Let’s not beat around the bush. The Republican Party has told the nation and the world that it no longer believes in democracy and the rule of law. That’s the only conclusion you can draw from an official Republican National Committee resolution that declared the events of Jan. 6 “legitimate political discourse,” and effectively kicked Reps. Liz Cheney and Adam Kinzinger out of the party for—horrors!—serving on the House committee charged with getting to the bottom of that horrible day’s events.
There was already ample reason to question the GOP’s commitment to democracy long before it adopted this fundamentally unAmerican and undemocratic resolution. It has firmly lashed itself to Donald Trump despite overwhelming evidence that he not only incited this insurrection, but did so when he knew damn well that he had lost.
This is why when RNC Chairman Ronna McDaniel attempted to say that the resolution wasn’t really endorsing the violence that took place at the Capitol, she only proved what we have known for some time. That is, she is morally bankrupt.
In case you missed it, the resolution appears to be a full-throated endorsement of both the insurrection and the Big Lie that led to it. It slams Cheney and Kinzinger for appearing to show “that they support Democrat efforts to destroy President Trump more than they support winning back a Republican majority in 2022,” but claimed that while they “purport to be members of the Republican Party,” they have actually lent their imprimatur to “a Democrat-led persecution of ordinary citizens engaged in legitimate political discourse.”
But McDaniel would have us believe that the RNC isn’t really endorsing political violence. From The New York Times:
After the vote, party leaders rushed to clarify that language, saying it was never meant to apply to rioters who violently stormed the Capitol in Mr. Trump’s name.
“Liz Cheney and Adam Kinzinger crossed a line,” Ronna McDaniel, the Republican National Committee chairwoman, said in a statement. “They chose to join Nancy Pelosi in a Democrat-led persecution of ordinary citizens who engaged in legitimate political discourse that had nothing to do with violence at the Capitol.”
Considering what we now know, we can be pardoned for thinking that McDaniel, and the RNC as a whole, have a funny definition of “legitimate political discourse.” Based on a welter of evidence from the published record, Trump was bleating and screeting about fraud when he was well aware that Biden had won.
According to Axios, he knew at least as early as Nov. 7 that he had shot his last legal bolt to stay in office, and as early as Nov. 12 that this bolt had missed.

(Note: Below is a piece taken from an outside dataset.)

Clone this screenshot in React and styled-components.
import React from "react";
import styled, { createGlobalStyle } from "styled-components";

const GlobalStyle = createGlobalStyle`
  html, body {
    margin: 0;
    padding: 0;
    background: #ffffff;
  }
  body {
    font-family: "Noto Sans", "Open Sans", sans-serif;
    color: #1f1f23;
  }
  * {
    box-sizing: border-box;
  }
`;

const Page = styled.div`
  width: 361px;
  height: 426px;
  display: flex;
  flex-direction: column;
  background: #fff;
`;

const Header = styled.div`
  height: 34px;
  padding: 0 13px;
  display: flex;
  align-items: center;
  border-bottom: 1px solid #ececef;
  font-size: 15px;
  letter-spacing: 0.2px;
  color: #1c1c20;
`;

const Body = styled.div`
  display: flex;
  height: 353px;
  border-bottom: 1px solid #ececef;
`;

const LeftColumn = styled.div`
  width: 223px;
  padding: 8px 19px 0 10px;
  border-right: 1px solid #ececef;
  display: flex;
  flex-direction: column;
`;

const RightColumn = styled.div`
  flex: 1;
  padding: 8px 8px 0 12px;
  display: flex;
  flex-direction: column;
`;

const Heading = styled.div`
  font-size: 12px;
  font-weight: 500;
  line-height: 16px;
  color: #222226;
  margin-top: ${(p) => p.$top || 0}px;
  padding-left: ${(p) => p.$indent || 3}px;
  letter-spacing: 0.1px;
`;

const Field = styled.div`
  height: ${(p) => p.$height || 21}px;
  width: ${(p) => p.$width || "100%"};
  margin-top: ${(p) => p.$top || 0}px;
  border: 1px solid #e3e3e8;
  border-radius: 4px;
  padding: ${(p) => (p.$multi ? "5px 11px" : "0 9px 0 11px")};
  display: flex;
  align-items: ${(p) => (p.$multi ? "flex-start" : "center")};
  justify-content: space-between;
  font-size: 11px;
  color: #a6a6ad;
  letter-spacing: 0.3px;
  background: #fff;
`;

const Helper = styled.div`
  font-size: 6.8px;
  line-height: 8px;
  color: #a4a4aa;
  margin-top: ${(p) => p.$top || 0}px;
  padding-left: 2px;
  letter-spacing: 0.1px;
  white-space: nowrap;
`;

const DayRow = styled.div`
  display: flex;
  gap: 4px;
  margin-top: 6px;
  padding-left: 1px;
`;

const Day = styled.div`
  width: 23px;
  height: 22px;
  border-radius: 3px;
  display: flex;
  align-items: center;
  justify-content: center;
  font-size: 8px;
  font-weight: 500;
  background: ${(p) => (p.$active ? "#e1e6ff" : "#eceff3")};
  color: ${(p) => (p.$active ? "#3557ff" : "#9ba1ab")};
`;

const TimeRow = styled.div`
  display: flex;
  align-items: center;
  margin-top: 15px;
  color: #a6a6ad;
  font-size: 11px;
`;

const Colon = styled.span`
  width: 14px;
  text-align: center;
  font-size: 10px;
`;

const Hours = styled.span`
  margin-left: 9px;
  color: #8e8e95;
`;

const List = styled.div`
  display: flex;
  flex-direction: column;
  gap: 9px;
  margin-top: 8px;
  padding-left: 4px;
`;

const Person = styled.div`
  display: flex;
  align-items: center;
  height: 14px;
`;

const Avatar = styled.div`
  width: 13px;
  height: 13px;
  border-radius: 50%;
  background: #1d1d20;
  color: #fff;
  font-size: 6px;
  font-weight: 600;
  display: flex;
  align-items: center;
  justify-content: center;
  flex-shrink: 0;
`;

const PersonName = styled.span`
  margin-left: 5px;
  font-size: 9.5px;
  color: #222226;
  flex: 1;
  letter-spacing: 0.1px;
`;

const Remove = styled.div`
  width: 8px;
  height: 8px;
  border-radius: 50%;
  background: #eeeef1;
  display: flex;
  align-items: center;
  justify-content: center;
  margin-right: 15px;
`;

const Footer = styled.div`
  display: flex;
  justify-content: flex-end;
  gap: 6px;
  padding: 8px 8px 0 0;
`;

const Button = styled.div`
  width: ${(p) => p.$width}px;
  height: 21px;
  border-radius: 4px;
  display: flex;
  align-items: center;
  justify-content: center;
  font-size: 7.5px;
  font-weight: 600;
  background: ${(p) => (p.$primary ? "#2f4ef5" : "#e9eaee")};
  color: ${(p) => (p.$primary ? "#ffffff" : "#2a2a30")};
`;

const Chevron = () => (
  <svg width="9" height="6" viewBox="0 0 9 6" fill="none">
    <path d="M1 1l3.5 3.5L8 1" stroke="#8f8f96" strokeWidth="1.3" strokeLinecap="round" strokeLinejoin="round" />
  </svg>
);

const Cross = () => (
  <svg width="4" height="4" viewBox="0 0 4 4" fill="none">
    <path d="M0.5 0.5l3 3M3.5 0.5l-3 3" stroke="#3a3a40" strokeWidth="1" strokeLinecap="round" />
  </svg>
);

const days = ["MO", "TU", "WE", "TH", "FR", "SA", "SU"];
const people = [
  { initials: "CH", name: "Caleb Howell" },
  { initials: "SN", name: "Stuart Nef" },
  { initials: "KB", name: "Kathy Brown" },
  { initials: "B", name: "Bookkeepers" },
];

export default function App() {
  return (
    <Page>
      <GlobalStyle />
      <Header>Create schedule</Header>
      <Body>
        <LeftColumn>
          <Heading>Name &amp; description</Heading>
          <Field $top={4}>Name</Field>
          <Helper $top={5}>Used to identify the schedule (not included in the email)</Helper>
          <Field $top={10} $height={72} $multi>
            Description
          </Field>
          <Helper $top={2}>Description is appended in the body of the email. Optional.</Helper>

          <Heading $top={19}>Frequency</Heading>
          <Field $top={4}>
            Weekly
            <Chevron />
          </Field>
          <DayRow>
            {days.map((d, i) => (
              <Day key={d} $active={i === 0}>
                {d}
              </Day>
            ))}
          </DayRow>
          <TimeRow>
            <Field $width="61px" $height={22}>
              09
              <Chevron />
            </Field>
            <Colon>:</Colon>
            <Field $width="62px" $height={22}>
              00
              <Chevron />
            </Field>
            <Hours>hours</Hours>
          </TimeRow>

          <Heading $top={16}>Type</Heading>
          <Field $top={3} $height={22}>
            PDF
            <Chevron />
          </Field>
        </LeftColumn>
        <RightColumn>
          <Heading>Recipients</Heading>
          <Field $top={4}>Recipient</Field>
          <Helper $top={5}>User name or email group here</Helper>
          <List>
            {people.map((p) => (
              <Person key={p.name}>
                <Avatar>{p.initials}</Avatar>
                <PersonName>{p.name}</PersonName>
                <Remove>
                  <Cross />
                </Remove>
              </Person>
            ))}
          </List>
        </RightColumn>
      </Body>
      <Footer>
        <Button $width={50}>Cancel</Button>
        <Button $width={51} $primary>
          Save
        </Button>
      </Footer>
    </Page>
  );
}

According to the NYT, Trump and his legal team knew as early as a week after the election that there was no basis to claims that voting machines powered by Dominion Voting Systems were switching votes in Georgia. Also according to the NYT, the Trump campaign knew as early as Nov. 14 that there was no basis to the most outlandish claims floating around about Dominion. According to both Reuters and The Washington Post, Trump knew as early as Nov. 20 that he had no realistic chance of overturning Biden’s lead in Michigan—which, in turn, closed off any politically realistic path for him to get to 270. It can be argued that any path for him closed off with the debunking of claims that votes in Georgia were being switched.
In other words, Trump knew at some point in November that he had lost—and all of his efforts to stay in office after that date were an effort to further an attempted self-coup, with the attack on the Capitol being the culmination of that self-coup. And yet, the RNC insults our intelligence by insisting that this this was “legitimate political discourse.”
Apparently the RNC would also have us believe that when Republican lawmakers maintained their objections even after order was restored, they were engaging in “legitimate political discourse.” Well, Republican strategist Scott Jennings would disagree. Two days after that horror, Jennings asked, “Once the Capitol had been occupied, how can you give quarter to the viewpoint that caused the occupation?” Jennings may have posed that question to Sen. Josh Hawley, but that applies in equal measure to the RNC as well.
We’ve known for some time that McDaniel has sold her soul to Trump. Well, any doubt this was the case was erased when she tried to distance herself and the RNC from the violence of Jan. 6. But in so doing, she only proved that she is the morally bankrupt chairwoman of a morally bankrupt party.